** Your goal **
Begin at the first line of the data and copy each line through the one containing "const tabs = ['分时', '五日', '日K', '周K', '月K', '更多'];", that line included, with no pictures.
** START **
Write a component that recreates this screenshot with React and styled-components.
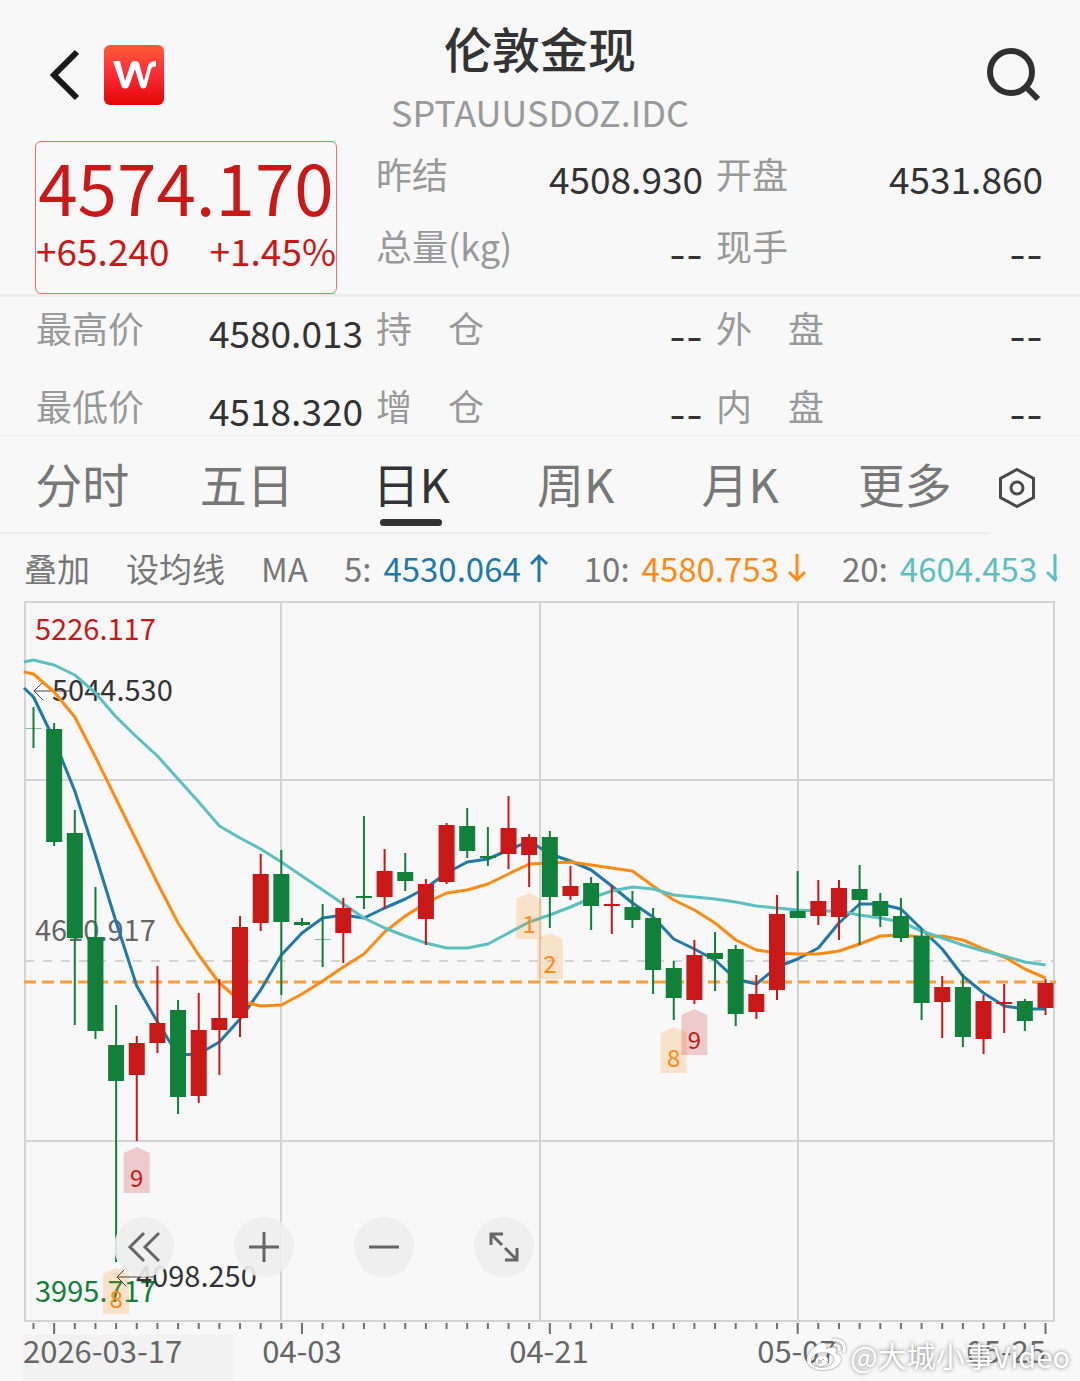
import React, { useState } from 'react';
import styled, { createGlobalStyle } from 'styled-components';
import { FaWeibo } from 'react-icons/fa';

const RED = '#c81818';
const GREEN = '#10803a';
const BLUE = '#2179a8';
const ORANGE = '#ff8a14';
const TEAL = '#5cc0bf';

const CHART_TOP = 2;
const CHART_BOTTOM = 721;
const CHART_LEFT = 25;
const CHART_RIGHT = 1054;
const CANDLE_WIDTH = 16;

const summary = [
  { label: '昨结', value: '4508.930' },
  { label: '开盘', value: '4531.860' },
  { label: '总量(kg)', value: '--' },
  { label: '现手', value: '--' },
];

const details = [
  { label: '最高价', value: '4580.013' },
  { label: '持\u3000仓', value: '--' },
  { label: '外\u3000盘', value: '--' },
  { label: '最低价', value: '4518.320' },
  { label: '增\u3000仓', value: '--' },
  { label: '内\u3000盘', value: '--' },
];

const tabs = ['分时', '五日', '日K', '周K', '月K', '更多'];

const averages = [
  { period: 5, value: '4530.064', color: BLUE, up: true },
  { period: 10, value: '4580.753', color: ORANGE, up: false },
  { period: 20, value: '4604.453', color: TEAL, up: false },
];

// [up, high, low, body top, body bottom]
const candles = [
  [0, 107, 148, 128, 128],
  [0, 123, 246, 129, 242],
  [0, 210, 425, 233, 338],
  [0, 287, 439, 337, 431],
  [0, 405, 662, 445, 481],
  [1, 436, 541, 443, 475],
  [1, 366, 453, 423, 443],
  [0, 400, 514, 410, 497],
  [1, 393, 503, 430, 496],
  [1, 379, 475, 418, 430],
  [1, 316, 437, 327, 418],
  [1, 254, 331, 274, 323],
  [0, 250, 395, 274, 322],
  [0, 318, 326, 322, 325],
  [0, 304, 367, 339, 339],
  [1, 298, 363, 308, 333],
  [0, 216, 309, 296, 297],
  [1, 249, 309, 271, 297],
  [0, 253, 291, 272, 281],
  [1, 279, 345, 284, 319],
  [1, 223, 284, 225, 282],
  [0, 208, 258, 226, 251],
  [0, 227, 266, 256, 257],
  [1, 196, 269, 228, 254],
  [1, 234, 287, 237, 255],
  [0, 231, 328, 237, 297],
  [1, 266, 300, 286, 296],
  [0, 277, 330, 283, 306],
  [1, 285, 334, 304, 305],
  [0, 291, 328, 307, 320],
  [0, 308, 394, 318, 370],
  [0, 361, 420, 368, 398],
  [1, 340, 404, 355, 400],
  [0, 332, 391, 353, 359],
  [0, 345, 426, 349, 414],
  [1, 375, 419, 394, 412],
  [1, 295, 400, 314, 390],
  [0, 271, 318, 311, 318],
  [1, 280, 325, 301, 316],
  [1, 280, 340, 288, 317],
  [0, 265, 345, 289, 300],
  [0, 293, 327, 301, 316],
  [0, 298, 342, 316, 338],
  [0, 329, 420, 336, 403],
  [1, 376, 438, 387, 402],
  [0, 374, 447, 387, 437],
  [1, 395, 454, 401, 439],
  [1, 384, 433, 402, 403],
  [0, 399, 431, 401, 421],
  [1, 379, 415, 383, 408],
];

// the first value of each line sits on the left edge of the chart
const lines = [
  {
    color: BLUE,
    values: [
      88, 97, 140, 191, 255, 322, 386, 422, 455, 454, 442, 419, 390, 355, 333,
      318, 315, 318, 308, 299, 288, 273, 262, 259, 250, 241, 254, 261, 270, 286,
      303, 317, 339, 349, 360, 379, 384, 367, 359, 348, 323, 304, 304, 309, 329,
      349, 376, 393, 406, 409, 409,
    ],
  },
  {
    color: ORANGE,
    values: [
      72, 74, 92, 117, 157, 199, 241, 283, 323, 355, 383, 401, 406, 405, 394,
      381, 367, 354, 332, 316, 303, 293, 290, 284, 274, 264, 263, 262, 265, 268,
      271, 286, 300, 310, 323, 340, 350, 353, 354, 354, 351, 344, 336, 335, 337,
      336, 340, 349, 357, 369, 378,
    ],
  },
  {
    color: TEAL,
    values: [
      62, 60, 65, 75, 93, 117, 137, 156, 179, 202, 226, 238, 249, 262, 276, 290,
      304, 318, 328, 336, 343, 348, 348, 344, 333, 322, 315, 307, 298, 291, 287,
      289, 295, 297, 299, 302, 306, 308, 310, 311, 311, 315, 318, 322, 331, 338,
      345, 351, 356, 362, 365,
    ],
  },
];

const marks = [
  { index: 4, top: 668, text: '8', color: ORANGE },
  { index: 5, top: 547, text: '9', color: RED },
  { index: 24, top: 293, text: '1', color: ORANGE },
  { index: 25, top: 333, text: '2', color: ORANGE },
  { index: 31, top: 427, text: '8', color: ORANGE },
  { index: 32, top: 409, text: '9', color: RED },
];

const dates = [
  { x: 23, text: '2026-03-17', anchor: 'start' },
  { x: 302, text: '04-03', anchor: 'middle' },
  { x: 549, text: '04-21', anchor: 'middle' },
  { x: 797, text: '05-07', anchor: 'middle' },
  { x: 1046, text: '05-25', anchor: 'end' },
];

const candleX = (index) => 33.5 + (index * 1012) / 49;

const toPoints = (values) =>
  values.map((y, i) => `${i === 0 ? 24 : candleX(i - 1)},${y}`).join(' ');

function Chart() {
  return (
    <Canvas viewBox="0 0 1080 780" role="img" aria-label="日K">
      <rect x="23" y="735" width="210" height="45" fill="#f2f2f2" />
      <g stroke="#d4d4d4" strokeWidth="2" fill="none">
        <rect
          x={CHART_LEFT}
          y={CHART_TOP}
          width={CHART_RIGHT - CHART_LEFT}
          height={CHART_BOTTOM - CHART_TOP}
        />
        {[180, 541].map((y) => (
          <line key={y} x1={CHART_LEFT} x2={CHART_RIGHT} y1={y} y2={y} />
        ))}
        {[281, 540, 798].map((x) => (
          <line key={x} x1={x} x2={x} y1={CHART_TOP} y2={CHART_BOTTOM} />
        ))}
        <line x1="25" x2="1054" y1="361" y2="361" strokeDasharray="9 9" />
      </g>

      <ChartText x="35" y="40" fill={RED}>5226.117</ChartText>
      <ChartText x="35" y="341" fill="#666666">4610.917</ChartText>
      <ChartText x="35" y="702" fill={GREEN}>3995.717</ChartText>
      <ChartText x="52" y="101" fill="#333333">5044.530</ChartText>
      <Arrow d="M70 91H34M43 82L34 91L43 100" />

      <line
        x1="24"
        x2="1056"
        y1="382"
        y2="382"
        stroke="#ff9c3c"
        strokeWidth="3"
        strokeDasharray="12 6"
      />
      {lines.map((line) => (
        <polyline
          key={line.color}
          points={toPoints(line.values)}
          fill="none"
          stroke={line.color}
          strokeWidth="3"
          strokeLinejoin="round"
        />
      ))}

      {candles.map(([up, high, low, top, bottom], i) => {
        const x = candleX(i);
        const color = up ? RED : GREEN;
        const flat = top === bottom;
        return (
          <g key={i} fill={color}>
            <rect x={x - 1} y={high} width="2" height={low - high} />
            <rect
              x={x - CANDLE_WIDTH / 2}
              y={top}
              width={CANDLE_WIDTH}
              height={flat ? 1 : Math.max(bottom - top, 2)}
              opacity={flat ? 0.5 : 1}
            />
          </g>
        );
      })}

      {marks.map(({ index, top, text, color }) => {
        const x = candleX(index);
        return (
          <g key={index} fill={color}>
            <path
              d={`M${x} ${top}L${x + 13} ${top + 6}V${top + 46}H${x - 13}V${top + 6}Z`}
              opacity="0.2"
            />
            <MarkText x={x} y={top + 40}>{text}</MarkText>
          </g>
        );
      })}
      <ChartText x="136" y="687" fill="#333333">4098.250</ChartText>
      <Arrow d="M153 677H117M126 668L117 677L126 686" />

      <g fill="#707070">
        {candles.map((_, i) => (
          <rect
            key={i}
            x={candleX(i) - 1}
            y="723"
            width="2"
            height={i % 12 === 1 ? 11 : 6}
          />
        ))}
      </g>
      {dates.map((date) => (
        <DateText key={date.text} x={date.x} y="763" textAnchor={date.anchor}>
          {date.text}
        </DateText>
      ))}
    </Canvas>
  );
}

function QuoteItem({ label, value }) {
  return (
    <Item>
      <Label>{label}</Label>
      {value === '--' ? <EmptyValue>--</EmptyValue> : <Value>{value}</Value>}
    </Item>
  );
}

export default function App() {
  const [active, setActive] = useState('日K');

  return (
    <Page>
      <GlobalStyle />
      <Header>
        <HeaderSide>
          <IconButton aria-label="返回">
            <svg width="30" height="52" viewBox="0 0 30 52">
              <path d="M27 3L4 26L27 49" fill="none" stroke="#181818" strokeWidth="6" />
            </svg>
          </IconButton>
          <Logo viewBox="0 0 60 60" aria-label="W">
            <defs>
              <linearGradient id="logo" x1="0" y1="0" x2="0" y2="1">
                <stop offset="0" stopColor="#ff5a36" />
                <stop offset="0.45" stopColor="#fb2f3a" />
                <stop offset="1" stopColor="#e30505" />
              </linearGradient>
            </defs>
            <rect width="60" height="60" rx="6" fill="url(#logo)" />
            <path
              d="M9 16H16L21 36L27 18Q28 16 31 16Q34 16 35 18L40 36L44 21Q45.5 16 52 16V21.5Q48 21 47 24L42.5 41Q42 43.5 39 43.5Q37 43.5 36 41L31 24L25 41Q24 43.5 21.5 43.5Q18 43.5 17.5 41Z"
              fill="#ffffff"
            />
          </Logo>
        </HeaderSide>
        <HeaderCenter>
          <Title>伦敦金现</Title>
          <Code>SPTAUUSDOZ.IDC</Code>
        </HeaderCenter>
        <HeaderSide $end>
          <IconButton aria-label="搜索">
            <svg width="56" height="56" viewBox="0 0 56 56" fill="none" stroke="#303030">
              <circle cx="25" cy="25" r="21" strokeWidth="6" />
              <path d="M40 40L52 52" strokeWidth="6" />
            </svg>
          </IconButton>
        </HeaderSide>
      </Header>

      <Overview>
        <PriceBox>
          <Price>4574.170</Price>
          <Change>
            <span>+65.240</span>
            <span>+1.45%</span>
          </Change>
        </PriceBox>
        <Summary>
          {summary.map((item) => (
            <QuoteItem key={item.label} {...item} />
          ))}
        </Summary>
      </Overview>

      <Details>
        {details.map((item) => (
          <QuoteItem key={item.label} {...item} />
        ))}
      </Details>

      <TabBar>
        <Tabs>
          {tabs.map((tab) => (
            <Tab key={tab} $active={tab === active} onClick={() => setActive(tab)}>
              {tab}
            </Tab>
          ))}
        </Tabs>
        <SettingButton aria-label="设置">
          <svg width="38" height="42" viewBox="0 0 38 42" fill="none" stroke="#4a4a4a" strokeWidth="3">
            <path d="M19 2.5L35.5 11.5V30.5L19 39.5L2.5 30.5V11.5Z" />
            <circle cx="19" cy="21" r="6" />
          </svg>
        </SettingButton>
      </TabBar>

      <Indicators>
        <TextButton>叠加</TextButton>
        <TextButton>设均线</TextButton>
        <span>MA</span>
        {averages.map(({ period, value, color, up }) => (
          <Average key={period}>
            {period}:
            <AverageValue $color={color}>
              {value}
              <svg width="18" height="30" viewBox="0 0 18 30" fill="none" stroke={color} strokeWidth="3">
                <path d={up ? 'M9 29V3M1 11L9 3L17 11' : 'M9 1V27M1 19L9 27L17 19'} />
              </svg>
            </AverageValue>
          </Average>
        ))}
      </Indicators>

      <ChartArea>
        <Chart />
        <Controls>
          <RoundButton aria-label="向左">
            <svg width="36" height="36" viewBox="0 0 36 36">
              <path d="M18 4L4 18L18 32M33 4L19 18L33 32" />
            </svg>
          </RoundButton>
          <RoundButton aria-label="放大">
            <svg width="36" height="36" viewBox="0 0 36 36">
              <path d="M3 18H33M18 3V33" />
            </svg>
          </RoundButton>
          <RoundButton aria-label="缩小">
            <svg width="36" height="36" viewBox="0 0 36 36">
              <path d="M3 18H33" />
            </svg>
          </RoundButton>
          <RoundButton aria-label="全屏">
            <svg width="36" height="36" viewBox="0 0 36 36">
              <path d="M5 16V5H17M5 5L16 16M31 19V31H19M31 31L19 19" />
            </svg>
          </RoundButton>
        </Controls>
        <Watermark>
          <FaWeibo size={39} />
          @大城小事Video
        </Watermark>
      </ChartArea>
    </Page>
  );
}

const GlobalStyle = createGlobalStyle`
  * {
    box-sizing: border-box;
  }
  body {
    margin: 0;
    background-color: #f8f8f8;
    font-family: 'Noto Sans CJK SC', sans-serif;
  }
  button {
    padding: 0;
    border: 0;
    background: none;
    color: inherit;
    font: inherit;
    cursor: pointer;
  }
  svg {
    display: block;
  }
`;

const Page = styled.main`
  color: #333333;
  overflow: hidden;
`;

const Header = styled.header`
  display: grid;
  grid-template-columns: 1fr auto 1fr;
  height: 139px;
  padding: 0 38px 0 50px;
`;

const HeaderSide = styled.div`
  display: flex;
  align-items: center;
  justify-content: ${(props) => (props.$end ? 'flex-end' : 'flex-start')};
  gap: 24px;
  height: 150px;
`;

const HeaderCenter = styled.div`
  padding: 15px 12px 0 0;
  text-align: center;
`;

const IconButton = styled.button`
  display: flex;
`;

const Logo = styled.svg`
  width: 60px;
  height: 60px;
`;

const Title = styled.h1`
  margin: 0;
  font-size: 48px;
  font-weight: 500;
  line-height: 64px;
`;

const Code = styled.div`
  color: #999999;
  font-size: 36px;
  line-height: 64px;
`;

const Overview = styled.section`
  display: grid;
  grid-template-columns: 1fr 1fr 1fr;
  column-gap: 13px;
  padding: 2px 37px 0 36px;
  border-bottom: 3px solid #ececec;
`;

const PriceBox = styled.div`
  width: 302px;
  height: 153px;
  margin-left: -1px;
  border: 1px solid #f56c6c;
  border-radius: 6px;
  color: ${RED};
  white-space: nowrap;
`;

const Price = styled.div`
  font-size: 71px;
  line-height: 86px;
  text-align: center;
`;

const Change = styled.div`
  display: flex;
  justify-content: space-between;
  font-size: 37px;
  line-height: 44px;
`;

const Summary = styled.dl`
  grid-column: span 2;
  display: grid;
  grid-template-columns: 1fr 1fr;
  column-gap: 13px;
  row-gap: 24px;
  align-content: start;
  margin: 0;
  padding-top: 8px;
`;

const Details = styled.dl`
  display: grid;
  grid-template-columns: 1fr 1fr 1fr;
  column-gap: 13px;
  row-gap: 30px;
  margin: 0;
  padding: 6px 37px 6px 36px;
  border-bottom: 1px solid #eeeeee;
`;

const Item = styled.div`
  display: flex;
  justify-content: space-between;
  height: 48px;
`;

const Label = styled.dt`
  color: #999999;
  font-size: 36px;
  line-height: 48px;
`;

const Value = styled.dd`
  align-self: flex-end;
  margin: 0;
  font-size: 37px;
  line-height: 38px;
`;

const EmptyValue = styled(Value)`
  font-family: Inter, sans-serif;
  line-height: 26px;
`;

const TabBar = styled.div`
  display: flex;
`;

const Tabs = styled.nav`
  flex: 1;
  display: grid;
  grid-template-columns: repeat(6, 1fr);
  padding-right: 3px;
  border-bottom: 2px solid #ececec;
`;

const Tab = styled.button`
  display: flex;
  flex-direction: column;
  align-items: center;
  padding: 14px 0 6px;
  color: ${(props) => (props.$active ? '#333333' : '#777777')};
  font-size: 47px;
  line-height: 66px;

  &::after {
    content: '';
    width: 62px;
    height: 7px;
    margin-top: 3px;
    border-radius: 4px;
    background-color: ${(props) => (props.$active ? '#333333' : 'transparent')};
  }
`;

const SettingButton = styled.button`
  flex: none;
  display: flex;
  align-items: center;
  width: 90px;
  padding: 6px 0 0 8px;
`;

const Indicators = styled.div`
  display: flex;
  align-items: center;
  gap: 36px;
  height: 66px;
  margin: 0 23px 0 24px;
  padding-top: 2px;
  overflow: hidden;
  color: #777777;
  font-size: 33px;
  line-height: 48px;
  white-space: nowrap;
`;

const TextButton = styled.button`
  flex: none;
`;

const Average = styled.div`
  flex: none;
  display: flex;
  gap: 12px;
`;

const AverageValue = styled.span`
  display: flex;
  align-items: center;
  gap: 9px;
  color: ${(props) => props.$color};
`;

const ChartArea = styled.section`
  position: relative;
`;

const Canvas = styled.svg`
  width: 100%;
  height: auto;
`;

const ChartText = styled.text`
  font-size: 29px;
`;

const MarkText = styled.text`
  font-size: 24px;
  text-anchor: middle;
`;

const DateText = styled.text`
  fill: #666666;
  font-size: 31px;
`;

const Arrow = styled.path`
  fill: none;
  stroke: #444444;
  stroke-width: 1;
`;

const Controls = styled.div`
  position: absolute;
  left: 114px;
  bottom: 103px;
  display: flex;
  gap: 60px;
`;

const RoundButton = styled.button`
  display: flex;
  align-items: center;
  justify-content: center;
  width: 60px;
  height: 60px;
  border-radius: 50%;
  background-color: rgba(237, 237, 237, 0.9);

  path {
    fill: none;
    stroke: #666666;
    stroke-width: 3;
  }
`;

const Watermark = styled.div`
  position: absolute;
  right: 10px;
  bottom: 4px;
  display: flex;
  align-items: center;
  gap: 4px;
  color: #ffffff;
  font-size: 29px;
  line-height: 42px;
  text-shadow: 0 0 4px #777777;

  svg {
    filter: drop-shadow(0 0 1px #777777);
  }
`;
** END **
** Reply **
Write a component that recreates this screenshot with React and styled-components.
import React, { useState } from 'react';
import styled, { createGlobalStyle } from 'styled-components';
import { FaWeibo } from 'react-icons/fa';

const RED = '#c81818';
const GREEN = '#10803a';
const BLUE = '#2179a8';
const ORANGE = '#ff8a14';
const TEAL = '#5cc0bf';

const CHART_TOP = 2;
const CHART_BOTTOM = 721;
const CHART_LEFT = 25;
const CHART_RIGHT = 1054;
const CANDLE_WIDTH = 16;

const summary = [
  { label: '昨结', value: '4508.930' },
  { label: '开盘', value: '4531.860' },
  { label: '总量(kg)', value: '--' },
  { label: '现手', value: '--' },
];

const details = [
  { label: '最高价', value: '4580.013' },
  { label: '持\u3000仓', value: '--' },
  { label: '外\u3000盘', value: '--' },
  { label: '最低价', value: '4518.320' },
  { label: '增\u3000仓', value: '--' },
  { label: '内\u3000盘', value: '--' },
];

const tabs = ['分时', '五日', '日K', '周K', '月K', '更多'];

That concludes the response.